To do: Skip the pictures. Reproduce all other material exactly.

——

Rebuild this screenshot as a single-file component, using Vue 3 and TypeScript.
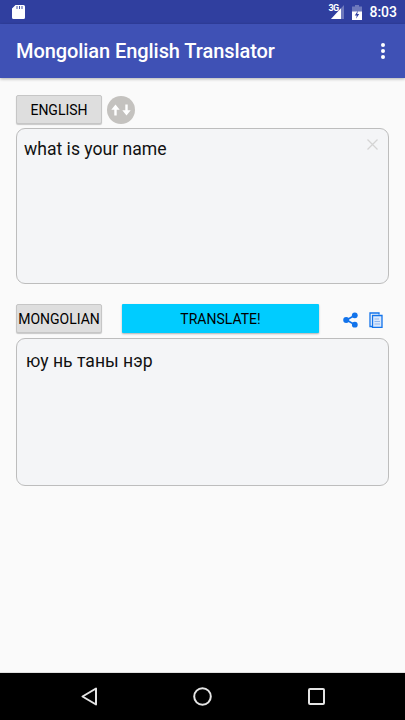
<script setup lang="ts">
const sourceText: string = 'what is your name'
const resultText: string = 'юу нь таны нэр'
</script>

<template>
  <div class="screen">
    <div class="status">
      <svg class="sd" width="13" height="14" viewBox="0 0 13 14"><path d="M3.500 0H11.500A1.500 1.500 0 0 1 13 1.500V12.500A1.500 1.500 0 0 1 11.500 14H1.500A1.500 1.500 0 0 1 0 12.500V3.500Z" fill="#fff"/><path d="M5 1v3M7.500 1v3M10 1v3" stroke="#303f9f" stroke-width=".9"/></svg>
      <div class="status-right">
        <div class="signal">
          <span class="three-g">3G</span>
          <svg width="13" height="14" viewBox="0 0 13 14"><path d="M13 0V14H0Z" fill="#fff" fill-opacity=".3"/><path d="M10 3.200V14H0Z" fill="#fff"/></svg>
        </div>
        <svg class="battery" width="10" height="15" viewBox="0 0 10 15"><path d="M3 0H7V1.500H10V15H0V1.500H3Z" fill="#fff" fill-opacity=".3"/><path d="M0 6.500H10V15H0Z" fill="#fff"/><path d="M6 5.500L2.800 10.500H4.800L4 13.800L7.200 9H5.200Z" fill="#303f9f"/></svg>
        <span class="clock">8:03</span>
      </div>
    </div>
    <header class="appbar">
      <span class="title">Mongolian English Translator</span>
      <div class="overflow"><i></i><i></i><i></i></div>
    </header>
    <main class="content">
      <div class="lang-row">
        <button class="lang">ENGLISH</button>
        <div class="swap">
          <svg width="20" height="12" viewBox="0 0 20 12"><path d="M4.500 0.500L8.700 5.700H5.700V11.500H3.300V5.700H0.300Z" fill="#fff"/><path d="M15.500 11.500L11.300 6.300H14.300V0.500H16.700V6.300H19.700Z" fill="#fff"/></svg>
        </div>
      </div>
      <div class="box box-source">
        <span class="box-text">{{ sourceText }}</span>
        <svg class="clear" width="11" height="11" viewBox="0 0 11 11"><path d="M0.500 0.500L10.500 10.500M10.500 0.500L0.500 10.500" stroke="#d4d4d4" stroke-width="1.300"/></svg>
      </div>
      <div class="action-row">
        <button class="lang">MONGOLIAN</button>
        <button class="translate">TRANSLATE!</button>
        <svg class="share" width="15" height="16" viewBox="0 0 15 16"><path d="M11.500 3.500L3.500 8L11.500 12.500" stroke="#1273eb" stroke-width="1.600" fill="none"/><circle cx="11.800" cy="3.300" r="2.900" fill="#1273eb"/><circle cx="3.200" cy="8" r="3" fill="#1273eb"/><circle cx="11.800" cy="12.700" r="2.900" fill="#1273eb"/></svg>
        <svg class="copy" width="14" height="16" viewBox="0 0 14 16"><path d="M3 14.500H1V1H10V2.500" fill="none" stroke="#1273eb" stroke-width="1.300"/><path d="M3.500 3.500H13V15.300H3.500Z" fill="#dbe8fb" stroke="#1273eb" stroke-width="1.300"/><path d="M5.500 7H10M5.500 9.500H11M5.500 12H11" stroke="#8db6f0" stroke-width="1"/></svg>
      </div>
      <div class="box box-result">
        <span class="box-text">{{ resultText }}</span>
      </div>
    </main>
    <nav class="navbar">
      <svg width="16" height="19" viewBox="0 0 16 19"><path d="M15 1.500V17.500L1.500 9.500Z" fill="none" stroke="#e4e4e4" stroke-width="2" stroke-linejoin="round"/></svg>
      <svg width="19" height="19" viewBox="0 0 19 19"><circle cx="9.500" cy="9.500" r="8.300" fill="none" stroke="#e4e4e4" stroke-width="2"/></svg>
      <svg width="17" height="17" viewBox="0 0 17 17"><rect x="1" y="1" width="15" height="15" rx="1" fill="none" stroke="#e4e4e4" stroke-width="2"/></svg>
    </nav>
  </div>
</template>

<style>
html, body { margin: 0; padding: 0; background: #fafafa; }
</style>

<style scoped>
.screen {
  width: 405px;
  height: 720px;
  display: flex;
  flex-direction: column;
  background: #fafafa;
  font-family: Roboto, "Noto Sans", sans-serif;
  overflow: hidden;
}
.status {
  height: 24px;
  flex: none;
  background: #303f9f;
  display: flex;
  align-items: center;
  justify-content: space-between;
  padding: 0 8px 0 12px;
  box-sizing: border-box;
}
.status-right { display: flex; align-items: center; }
.signal { position: relative; width: 16px; height: 14px; margin-right: 8px; display: flex; justify-content: flex-end; }
.three-g { position: absolute; left: 0; top: -1px; color: #fff; font-size: 9px; font-weight: 700; line-height: 9px; letter-spacing: -.5px; }
.battery { margin-right: 7px; }
.clock { color: #fff; font-size: 14px; font-weight: 500; line-height: 16px; }
.appbar {
  height: 54px;
  flex: none;
  background: #3f51b5;
  display: flex;
  align-items: center;
  justify-content: space-between;
  padding: 0 20px 1px 16px;
  box-sizing: border-box;
  box-shadow: 0 1px 3px rgba(0, 0, 0, .3);
  position: relative;
}
.title { color: #fff; font-size: 20px; font-weight: 500; line-height: 24px; letter-spacing: -.07px; }
.overflow { display: flex; flex-direction: column; gap: 2px; }
.overflow i { width: 4px; height: 4px; border-radius: 50%; background: #fff; }
.content {
  flex: 1;
  padding: 17px 16px 0;
  display: flex;
  flex-direction: column;
}
.lang-row { display: flex; align-items: center; gap: 5px; height: 29px; }
button { font-family: inherit; color: #000; cursor: pointer; padding: 0; }
.lang {
  width: 86px;
  height: 29px;
  flex: none;
  box-sizing: border-box;
  background: #dedede;
  border: 1px solid #c6c6c6;
  border-radius: 2px;
  box-shadow: 0 1px 1px rgba(0, 0, 0, .2);
  font-size: 14px;
  white-space: nowrap;
}
.swap {
  width: 28px;
  height: 28px;
  border-radius: 50%;
  background: #c4c2bf;
  display: flex;
  align-items: center;
  justify-content: center;
}
.box {
  box-sizing: border-box;
  width: 373px;
  background: #f4f5f7;
  border: 1px solid #bdbdbd;
  border-radius: 9px;
  position: relative;
  color: #111;
  font-size: 17.6px;
  line-height: 24px;
}
.box-source { height: 156px; margin-top: 4px; padding: 8px 0 0 7px; }
.box-result { height: 148px; margin-top: 5px; padding: 10px 0 0 9px; }
.clear { position: absolute; top: 10px; right: 10px; }
.action-row { display: flex; align-items: center; margin-top: 20px; height: 29px; }
.translate {
  width: 197px;
  height: 29px;
  margin-left: 20px;
  flex: none;
  background: #00ccff;
  border: none;
  border-radius: 1px;
  box-shadow: 0 1px 2px rgba(0, 0, 0, .3);
  font-size: 14px;
}
.share { margin-left: 24px; margin-top: 3px; }
.copy { margin-left: 11px; margin-top: 3px; }
.navbar {
  height: 48px;
  flex: none;
  background: #000;
  display: grid;
  grid-template-columns: 16px 19px 17px;
  justify-content: start;
  align-items: center;
  padding-left: 81px;
  box-sizing: border-box;
  column-gap: 96px;
  border-top: 1px solid #e0e0e0;
}
</style>
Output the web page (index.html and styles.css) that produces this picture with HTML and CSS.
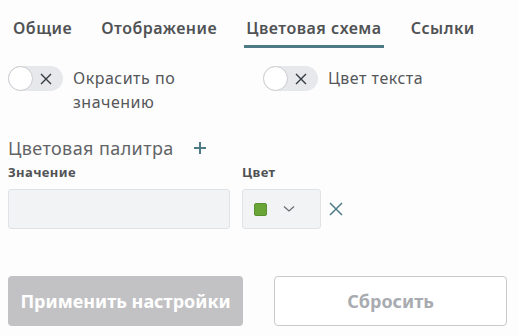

——

The reply:
Rebuild this screenshot as a single-file component, using Vue 3 and TypeScript.
<script setup lang="ts">
const sourceText: string = 'what is your name'
const resultText: string = 'юу нь таны нэр'
</script>

<template>
  <div class="screen">
    <div class="status">
      <svg class="sd" width="13" height="14" viewBox="0 0 13 14"><path d="M3.500 0H11.500A1.500 1.500 0 0 1 13 1.500V12.500A1.500 1.500 0 0 1 11.500 14H1.500A1.500 1.500 0 0 1 0 12.500V3.500Z" fill="#fff"/><path d="M5 1v3M7.500 1v3M10 1v3" stroke="#303f9f" stroke-width=".9"/></svg>
      <div class="status-right">
        <div class="signal">
          <span class="three-g">3G</span>
          <svg width="13" height="14" viewBox="0 0 13 14"><path d="M13 0V14H0Z" fill="#fff" fill-opacity=".3"/><path d="M10 3.200V14H0Z" fill="#fff"/></svg>
        </div>
        <svg class="battery" width="10" height="15" viewBox="0 0 10 15"><path d="M3 0H7V1.500H10V15H0V1.500H3Z" fill="#fff" fill-opacity=".3"/><path d="M0 6.500H10V15H0Z" fill="#fff"/><path d="M6 5.500L2.800 10.500H4.800L4 13.800L7.200 9H5.200Z" fill="#303f9f"/></svg>
        <span class="clock">8:03</span>
      </div>
    </div>
    <header class="appbar">
      <span class="title">Mongolian English Translator</span>
      <div class="overflow"><i></i><i></i><i></i></div>
    </header>
    <main class="content">
      <div class="lang-row">
        <button class="lang">ENGLISH</button>
        <div class="swap">
          <svg width="20" height="12" viewBox="0 0 20 12"><path d="M4.500 0.500L8.700 5.700H5.700V11.500H3.300V5.700H0.300Z" fill="#fff"/><path d="M15.500 11.500L11.300 6.300H14.300V0.500H16.700V6.300H19.700Z" fill="#fff"/></svg>
        </div>
      </div>
      <div class="box box-source">
        <span class="box-text">{{ sourceText }}</span>
        <svg class="clear" width="11" height="11" viewBox="0 0 11 11"><path d="M0.500 0.500L10.500 10.500M10.500 0.500L0.500 10.500" stroke="#d4d4d4" stroke-width="1.300"/></svg>
      </div>
      <div class="action-row">
        <button class="lang">MONGOLIAN</button>
        <button class="translate">TRANSLATE!</button>
        <svg class="share" width="15" height="16" viewBox="0 0 15 16"><path d="M11.500 3.500L3.500 8L11.500 12.500" stroke="#1273eb" stroke-width="1.600" fill="none"/><circle cx="11.800" cy="3.300" r="2.900" fill="#1273eb"/><circle cx="3.200" cy="8" r="3" fill="#1273eb"/><circle cx="11.800" cy="12.700" r="2.900" fill="#1273eb"/></svg>
        <svg class="copy" width="14" height="16" viewBox="0 0 14 16"><path d="M3 14.500H1V1H10V2.500" fill="none" stroke="#1273eb" stroke-width="1.300"/><path d="M3.500 3.500H13V15.300H3.500Z" fill="#dbe8fb" stroke="#1273eb" stroke-width="1.300"/><path d="M5.500 7H10M5.500 9.500H11M5.500 12H11" stroke="#8db6f0" stroke-width="1"/></svg>
      </div>
      <div class="box box-result">
        <span class="box-text">{{ resultText }}</span>
      </div>
    </main>
    <nav class="navbar">
      <svg width="16" height="19" viewBox="0 0 16 19"><path d="M15 1.500V17.500L1.500 9.500Z" fill="none" stroke="#e4e4e4" stroke-width="2" stroke-linejoin="round"/></svg>
      <svg width="19" height="19" viewBox="0 0 19 19"><circle cx="9.500" cy="9.500" r="8.300" fill="none" stroke="#e4e4e4" stroke-width="2"/></svg>
      <svg width="17" height="17" viewBox="0 0 17 17"><rect x="1" y="1" width="15" height="15" rx="1" fill="none" stroke="#e4e4e4" stroke-width="2"/></svg>
    </nav>
  </div>
</template>

<style>
html, body { margin: 0; padding: 0; background: #fafafa; }
</style>

<style scoped>
.screen {
  width: 405px;
  height: 720px;
  display: flex;
  flex-direction: column;
  background: #fafafa;
  font-family: Roboto, "Noto Sans", sans-serif;
  overflow: hidden;
}
.status {
  height: 24px;
  flex: none;
  background: #303f9f;
  display: flex;
  align-items: center;
  justify-content: space-between;
  padding: 0 8px 0 12px;
  box-sizing: border-box;
}
.status-right { display: flex; align-items: center; }
.signal { position: relative; width: 16px; height: 14px; margin-right: 8px; display: flex; justify-content: flex-end; }
.three-g { position: absolute; left: 0; top: -1px; color: #fff; font-size: 9px; font-weight: 700; line-height: 9px; letter-spacing: -.5px; }
.battery { margin-right: 7px; }
.clock { color: #fff; font-size: 14px; font-weight: 500; line-height: 16px; }
.appbar {
  height: 54px;
  flex: none;
  background: #3f51b5;
  display: flex;
  align-items: center;
  justify-content: space-between;
  padding: 0 20px 1px 16px;
  box-sizing: border-box;
  box-shadow: 0 1px 3px rgba(0, 0, 0, .3);
  position: relative;
}
.title { color: #fff; font-size: 20px; font-weight: 500; line-height: 24px; letter-spacing: -.07px; }
.overflow { display: flex; flex-direction: column; gap: 2px; }
.overflow i { width: 4px; height: 4px; border-radius: 50%; background: #fff; }
.content {
  flex: 1;
  padding: 17px 16px 0;
  display: flex;
  flex-direction: column;
}
.lang-row { display: flex; align-items: center; gap: 5px; height: 29px; }
button { font-family: inherit; color: #000; cursor: pointer; padding: 0; }
.lang {
  width: 86px;
  height: 29px;
  flex: none;
  box-sizing: border-box;
  background: #dedede;
  border: 1px solid #c6c6c6;
  border-radius: 2px;
  box-shadow: 0 1px 1px rgba(0, 0, 0, .2);
  font-size: 14px;
  white-space: nowrap;
}
.swap {
  width: 28px;
  height: 28px;
  border-radius: 50%;
  background: #c4c2bf;
  display: flex;
  align-items: center;
  justify-content: center;
}
.box {
  box-sizing: border-box;
  width: 373px;
  background: #f4f5f7;
  border: 1px solid #bdbdbd;
  border-radius: 9px;
  position: relative;
  color: #111;
  font-size: 17.6px;
  line-height: 24px;
}
.box-source { height: 156px; margin-top: 4px; padding: 8px 0 0 7px; }
.box-result { height: 148px; margin-top: 5px; padding: 10px 0 0 9px; }
.clear { position: absolute; top: 10px; right: 10px; }
.action-row { display: flex; align-items: center; margin-top: 20px; height: 29px; }
.translate {
  width: 197px;
  height: 29px;
  margin-left: 20px;
  flex: none;
  background: #00ccff;
  border: none;
  border-radius: 1px;
  box-shadow: 0 1px 2px rgba(0, 0, 0, .3);
  font-size: 14px;
}
.share { margin-left: 24px; margin-top: 3px; }
.copy { margin-left: 11px; margin-top: 3px; }
.navbar {
  height: 48px;
  flex: none;
  background: #000;
  display: grid;
  grid-template-columns: 16px 19px 17px;
  justify-content: start;
  align-items: center;
  padding-left: 81px;
  box-sizing: border-box;
  column-gap: 96px;
  border-top: 1px solid #e0e0e0;
}
</style>
Output the web page (index.html and styles.css) that produces this picture with HTML and CSS.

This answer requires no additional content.